We tested our DALI implementation across different hardware setups against a baseline PyTorch DataLoader (No DALI).

(Note: Dataset size and specifics impact absolute times, but relative speedups are indicative.)

Case 1 High-End GPU with Strong CPU (NVIDIA A6000)

Observation: High GPU utilization with the standard loader hid a data pipeline bottleneck. DALI running augmentations on the strong CPU provided the best speedup (~13%), demonstrating its superior efficiency (optimized kernels, parallelism) over standard Python processing even on capable hardware. DALI on CPU outperformed DALI on GPU here, suggesting CPU execution was more efficient for this specific workload, likely due to lower overhead.

Case 2 Cloud GPU (NVIDIA L4)

Observation: On this balanced system, offloading DALI augmentations to the GPU provided the best performance, overcoming the CPU bottleneck observed in the CPU-only DALI configuration.

Case 3 Mid-Range GPU with Slow Storage (NVIDIA 3060 + HDD)

DALI (Augmentations on CPU): Extremely slow, GPU utilization frequently hit 0%. Disk I/O was maxed out.

Observation: DALI optimizes processing, but cannot overcome fundamental I/O limitations from slow storage when reading many small files.
Recommendation: Combine DALI with optimized data formats like WebDataset using DALI’s dedicated readers (fn.readers.webdataset) to address the data loading bottleneck first.

7. Analysis and Conclusion

Our experiments clearly demonstrate that:

DALI significantly reduces OCR training time when the data pipeline is a bottleneck (up to ~25% speedup observed on L4).
The optimal placement of DALI operations (CPU vs. GPU) is hardware-dependent. Tuning the device parameter for operators is crucial for maximizing performance.
I/O is critical.
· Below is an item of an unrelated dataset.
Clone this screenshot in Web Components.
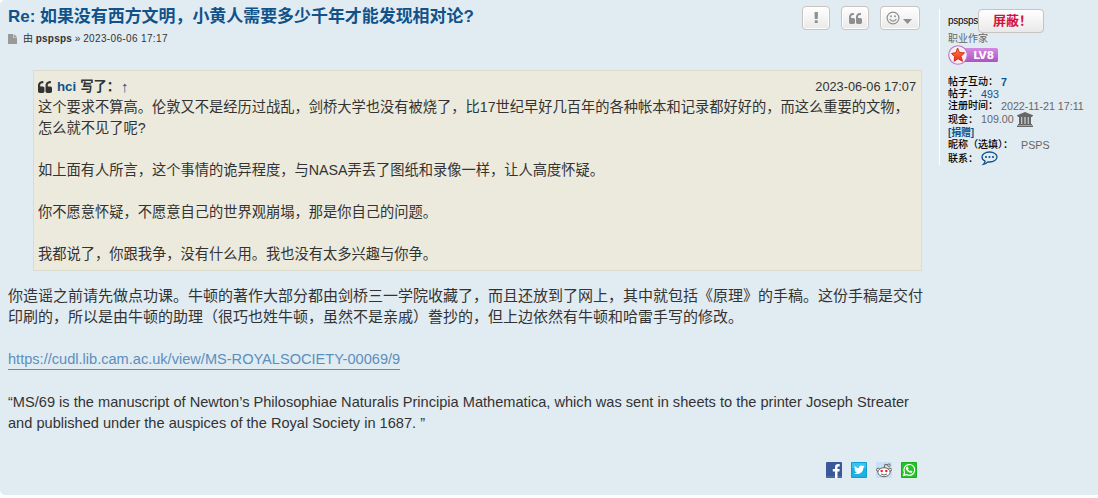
<!DOCTYPE html>
<html lang="zh-CN">
<head>
<meta charset="utf-8">
<title>如果没有西方文明</title>
<style>
  body {
    margin: 0; height: 498px; overflow: hidden; background: #fff; color: #333;
    font: 15px/21px "Liberation Sans", "Noto Sans CJK SC", sans-serif;
  }
  a { color: #105289; text-decoration: none; }
  p { margin: 0; }
</style>
</head>
<body>
<forum-post>
  <post-header slot="header" author="pspsps" time="2023-06-06 17:17">Re: 如果没有西方文明，小黄人需要多少千年才能发现相对论?</post-header>
  <quote-box author="hci" time="2023-06-06 17:07">
    <p>这个要求不算高。伦敦又不是经历过战乱，剑桥大学也没有被烧了，比17世纪早好几百年的各种帐本和记录都好好的，而这么重要的文物，<br>怎么就不见了呢?</p>
    <p>如上面有人所言，这个事情的诡异程度，与NASA弄丢了图纸和录像一样，让人高度怀疑。</p>
    <p>你不愿意怀疑，不愿意自己的世界观崩塌，那是你自己的问题。</p>
    <p>我都说了，你跟我争，没有什么用。我也没有太多兴趣与你争。</p>
  </quote-box>
  <post-text></post-text>
  <share-bar slot="share"></share-bar>
  <user-profile slot="profile"></user-profile>
</forum-post>

<script>
const ICONS = {
  quote: ['0 0 1664 1664', '<path d="M768 960v384q0 80-56 136t-136 56H192q-80 0-136-56T0 1344V640q0-104 40.500-198.500T150 278t163.500-109.500T512 128h64q26 0 45 19t19 45v128q0 26-19 45t-45 19h-64q-106 0-181 75t-75 181v32q0 40 28 68t68 28h224q80 0 136 56t56 136zm896 0v384q0 80-56 136t-136 56h-384q-80 0-136-56t-56-136V640q0-104 40.500-198.500T1046 278t163.500-109.500T1408 128h64q26 0 45 19t19 45v128q0 26-19 45t-45 19h-64q-106 0-181 75t-75 181v32q0 40 28 68t68 28h224q80 0 136 56t56 136z"/>'],
  alert: ['0 0 1792 1792', '<path d="M1120 1248v224q0 26-19 45t-45 19h-256q-26 0-45-19t-19-45v-224q0-26 19-45t45-19h256q26 0 45 19t19 45zm30-1056l-28 768q-1 26-20.500 45t-45.500 19h-256q-26 0-45.500-19t-20.500-45l-28-768q-1-26 17.500-45t44.500-19h320q26 0 44.500 19t17.500 45z"/>'],
  smile: ['0 0 14 14', '<g fill="none" stroke="currentColor" stroke-width="1.200"><circle cx="7" cy="7" r="5.900"/><path d="M4 8.300q3 3.600 6 0" stroke-linecap="round"/></g><circle cx="5" cy="5.200" r=".95"/><circle cx="9" cy="5.200" r=".95"/>'],
  caret: ['0 0 9 5', '<path d="M0 0h9L4.500 5z"/>'],
  file: ['0 0 9 10', '<path d="M.5 0H5v3.500h4v6q0 .5-.5.5h-8Q0 10 0 9.500v-9Q0 0 .5 0zM5.700 0 9 2.900H5.700z"/>'],
  bank: ['0 0 16 15', '<path d="M8 0l8 3.200v1H15v.8H1v-.8H0v-1zM2 5h2.300v7h.9V5h2.300v7h1V5h2.300v7h.9V5H14v7h1v1H1v-1h1zM0 13.500h16V15H0z"/>'],
  chat: ['0 0 17 15', '<path d="M8.500 1C4.300 1 1 3.200 1 6c0 1.800 1.200 3.200 3.100 4.100-.2 1.400-.8 2.400-1.700 3.300 2-.3 3.400-1.200 4.400-2.500l1.700.1c4.200 0 7.500-2.200 7.500-5S12.700 1 8.500 1z" fill="none" stroke="currentColor" stroke-width="1.300"/><circle cx="5" cy="6" r="1.050"/><circle cx="8.500" cy="6" r="1.050"/><circle cx="12" cy="6" r="1.050"/>'],
  facebook: ['0 0 16 16', '<rect width="16" height="16" rx="1" fill="#3b5998"/><path d="M0 14h16v1.500H0z" fill="#526ba5"/><path d="M9 16V9.500H6.800V7H9V5.200C9 2.900 10.300 2 12.100 2h1.600v2.400h-1.200c-.8 0-1 .4-1 1V7h2.200l-.3 2.500h-1.900V16z" fill="#fff"/>'],
  twitter: ['0 0 16 16', '<rect width="16" height="16" rx="1" fill="#0698cd"/><rect x=".7" y=".7" width="14.600" height="14.600" fill="#1cb0e4"/><path d="M1 1h14v5H1z" fill="#39c3ef"/><path d="M3 11.200c1.200.1 2.200-.2 3-.8-1-.1-1.700-.7-1.900-1.500h.9C4 8.600 3.400 7.800 3.400 6.700l.9.200C3.400 6.200 3.200 5 3.700 4c1.100 1.300 2.500 2 4.300 2.100-.3-1.600.8-2.700 2.200-2.700.7 0 1.200.3 1.600.7l1.400-.5-.9 1.200 1.200-.3-1.100 1.200c.1 4.500-4.900 8-9.400 5.500z" fill="#fff"/>'],
  reddit: ['0 0 16 16', '<rect width="16" height="16" fill="#c9dff5"/><g stroke="#555" stroke-width=".9"><path d="M8 6l1-3.800 3 .8" fill="none"/><circle cx="12.900" cy="3.200" r="1.250" fill="#fff"/><circle cx="2.200" cy="7.800" r="1.600" fill="#fff"/><circle cx="13.800" cy="7.800" r="1.600" fill="#fff"/><ellipse cx="8" cy="10.200" rx="6.100" ry="4.500" fill="#fff"/><path d="M5 12q3 2 6 0" fill="none"/></g><circle cx="5.700" cy="9" r="1.250" fill="#ee2b1b"/><circle cx="10.300" cy="9" r="1.250" fill="#ee2b1b"/>'],
  whatsapp: ['0 0 16 16', '<rect width="16" height="16" rx="1" fill="#18aa18"/><rect x=".7" y=".7" width="14.600" height="14.600" fill="#26c326"/><path d="M2.700 13.400l.8-3A5.400 5.400 0 1 1 5.600 12.600z" fill="none" stroke="#fff" stroke-width="1.200"/><path d="M5.800 4.800l1-.2.8 1.800-.6.8q.6 1.300 2 1.900l.8-.7 1.600.9c0 1.200-1 1.700-2 1.500-2.700-.5-4.500-2.500-4.600-4.500q.1-.9 1-1.500z" fill="#fff"/>'],
  level: ['0 0 50 20', '<defs><linearGradient id="p" x2="0" y2="1"><stop stop-color="#d38be0"/><stop offset="1" stop-color="#ae50c5"/></linearGradient><linearGradient id="s" x2="0" y2="1"><stop stop-color="#ff8852"/><stop offset="1" stop-color="#e92916"/></linearGradient></defs><rect x="12" y="3" width="38" height="14" rx="1.500" fill="url(#p)"/><circle cx="10" cy="10" r="9.300" fill="#f7edf3" stroke="#b579ca" stroke-width="1.100"/><path d="M9.500 3l2 4.600 5 .2-3.500 3.600 1.500 4.900-4.500-2.600-3.800 2.600.4-4.700L3.500 8.500l4.500-.9z" fill="url(#s)" stroke="#c9270e" stroke-width=".9"/>'],
};

function icon(name, width, height = width) {
  const [box, shapes] = ICONS[name];
  return `<svg class="${name}" width="${width}" height="${height}" viewBox="${box}" fill="currentColor" aria-hidden="true">${shapes}</svg>`;
}

class BaseElement extends HTMLElement {
  constructor() {
    super();
    this.attachShadow({ mode: 'open' });
  }
  connectedCallback() {
    this.shadowRoot.innerHTML = `<style>svg { display: block; flex: none; } a { color: #105289; text-decoration: none; }</style>${this.render()}`;
  }
}

customElements.define('forum-post', class extends BaseElement {
  render() {
    return `
      <style>
        :host { display: flex; box-sizing: border-box; height: 495px; padding: 6px 8px 17px; background: #e1ebf2; border-radius: 5px 0 0 5px; }
        main { display: flex; flex-direction: column; width: 914px; flex: none; }
        .share { margin-top: auto; align-self: flex-end; }
        aside { margin: 3px 0 0 17px; height: 156px; padding-left: 8px; border-left: 1px solid #fff; }
      </style>
      <main>
        <slot name="header"></slot>
        <slot></slot>
        <div class="share"><slot name="share"></slot></div>
      </main>
      <aside><slot name="profile"></slot></aside>`;
  }
});

customElements.define('tool-button', class extends BaseElement {
  render() {
    const name = this.getAttribute('icon');
    const size = name === 'quote' ? 13 : 14;
    return `
      <style>
        :host { display: flex; align-items: center; justify-content: center; gap: 3px; box-sizing: border-box; width: 28px; height: 24px; border: 1px solid #c7c3bf; border-radius: 4px; background: linear-gradient(#fff, #e9e9e9); box-shadow: inset 0 0 0 1px #fff; color: #8f8f8f; }
        :host([menu]) { width: 40px; padding-right: 3px; }
        .caret { margin-top: 6px; }
      </style>
      ${icon(name, size)}${this.hasAttribute('menu') ? icon('caret', 9, 5) : ''}`;
  }
});

customElements.define('post-header', class extends BaseElement {
  render() {
    return `
      <style>
        :host { display: block; height: 64px; }
        .top { display: flex; justify-content: space-between; height: 24px; }
        h3 { margin: 0; font-size: 16.950px; line-height: 21px; color: #105289; }
        .tools { display: flex; gap: 11px; margin-right: 2px; }
        .byline { display: flex; align-items: center; gap: 6px; margin-top: 2px; font-size: 10px; line-height: 14px; color: #333; }
        .file { color: #999; }
        b { letter-spacing: .2px; }
        .time { letter-spacing: .36px; }
      </style>
      <div class="top">
        <h3><slot></slot></h3>
        <div class="tools"><tool-button icon="alert"></tool-button><tool-button icon="quote"></tool-button><tool-button icon="smile" menu></tool-button></div>
      </div>
      <div class="byline">${icon('file', 9, 10)}<span>由 <b>${this.getAttribute('author')}</b> » <span class="time">${this.getAttribute('time')}</span></span></div>`;
  }
});

customElements.define('quote-box', class extends BaseElement {
  render() {
    return `
      <style>
        :host { display: block; box-sizing: border-box; height: 201px; margin: 0 0 0 25px; padding: 5px 4px; width: 889px; border: 1px solid #dbdbce; background: #ebeadd; font-size: 14.250px; white-space: nowrap; }
        header { display: flex; align-items: center; }
        cite { display: flex; gap: 4px; font-style: normal; font-weight: bold; font-size: 13.300px; }
        .quote { margin-right: 5px; }
        .arrow { font-weight: normal; margin-left: -3px; font-size: 15px; }
        time { margin-left: auto; margin-right: 1px; font-size: 12.750px; }
        ::slotted(p:not(:last-child)) { margin-bottom: 21px !important; }
      </style>
      <header>${icon('quote', 14)}<cite><a href="#">${this.getAttribute('author')}</a><span>写了：</span><a class="arrow" href="#">↑</a></cite><time>${this.getAttribute('time')}</time></header>
      <slot></slot>`;
  }
});

customElements.define('post-text', class extends BaseElement {
  render() {
    return `
      <style>
        :host { display: block; margin-top: 14px; white-space: nowrap; font-size: 15px; }
        p { margin: 0 0 21px; }
        .link { color: #5c8fbd; border-bottom: 1px solid #5c8fbd; padding-bottom: 2px; font-size: 14.580px; }
        .en { margin-top: 22px; font-size: 14.600px; }
      </style>
      <p>你造谣之前请先做点功课。牛顿的著作大部分都由剑桥三一学院收藏了，而且还放到了网上，其中就包括《原理》的手稿。这份手稿是交付<br>印刷的，所以是由牛顿的助理（很巧也姓牛顿，虽然不是亲戚）誊抄的，但上边依然有牛顿和哈雷手写的修改。</p>
      <p><a class="link" href="#">https://cudl.lib.cam.ac.uk/view/MS-ROYALSOCIETY-00069/9</a></p>
      <p class="en">“MS/69 is the manuscript of Newton’s Philosophiae Naturalis Principia Mathematica, which was sent in sheets to the printer Joseph Streater<br>and published under the auspices of the Royal Society in 1687. ”</p>`;
  }
});

customElements.define('share-bar', class extends BaseElement {
  render() {
    return `
      <style>:host { display: flex; gap: 9px; margin-right: 5px; }</style>
      ${['facebook', 'twitter', 'reddit', 'whatsapp'].map(name => icon(name, 16)).join('')}`;
  }
});

customElements.define('level-badge', class extends BaseElement {
  render() {
    return `
      <style>
        :host { display: grid; width: 50px; height: 20px; }
        svg, span { grid-area: 1 / 1; }
        span { align-self: center; justify-self: end; margin-right: 4px; color: #fff; font: bold 10.500px/14px "DejaVu Sans", sans-serif; }
      </style>
      ${icon('level', 50, 20)}<span>LV8</span>`;
  }
});

customElements.define('user-profile', class extends BaseElement {
  render() {
    return `
      <style>
        :host { display: block; width: 150px; font-size: 10px; line-height: 12px; color: #000; white-space: nowrap; }
        .name { display: flex; align-items: center; height: 24px; }
        .name span { letter-spacing: -.3px; width: 30px; }
        button { box-sizing: border-box; width: 66px; height: 24px; padding: 0 0 0 3px; border: 1px solid #c7c3bf; border-radius: 4px; background: linear-gradient(#fff, #e9e9e9); color: #d31141; font: bold 13px/20px "Liberation Sans", "Noto Sans CJK SC", sans-serif; }
        .rank { color: #666; height: 12px; }
        dl { margin: 11px 0 0; }
        dl div { display: flex; align-items: center; gap: 3px; height: 12px; }
        dl .cash { height: 15px; } dl .contact { height: 16px; } dl .nick { gap: 8px; }
        dt { font-weight: 500; }
        dd { display: flex; align-items: center; gap: 3px; margin: 0 0 1px; color: #666; font-size: 10.700px; }
        .chat { color: #105289; } .donate { font-weight: bold; letter-spacing: -.2px; }
      </style>
      <div class="name"><span>pspsps</span><button>屏蔽！</button></div>
      <div class="rank">职业作家</div>
      <level-badge></level-badge>
      <dl>
        <div><dt>帖子互动：</dt><dd><a href="#"><b>7</b></a></dd></div>
        <div><dt>帖子：</dt><dd><a href="#">493</a></dd></div>
        <div><dt>注册时间：</dt><dd>2022-11-21 17:11</dd></div>
        <div class="cash"><dt>现金：</dt><dd>109.00 ${icon('bank', 16, 15)}</dd></div>
        <div><a class="donate" href="#">[捐赠]</a></div>
        <div class="nick"><dt>昵称（选填）：</dt><dd>PSPS</dd></div>
        <div class="contact"><dt>联系：</dt><dd>${icon('chat', 17, 15)}</dd></div>
      </dl>`;
  }
});
</script>
</body>
</html>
On systems with slow storage, optimizing the dataset format and reading method (e.g., using WebDataset with DALI’s readers) is essential before DALI’s processing speedups can be fully realized.

By correctly identifying bottlenecks and leveraging DALI’s optimized kernels, parallelism, and hardware-adaptive execution, we can significantly accelerate OCR model training, enabling faster experimentation and development.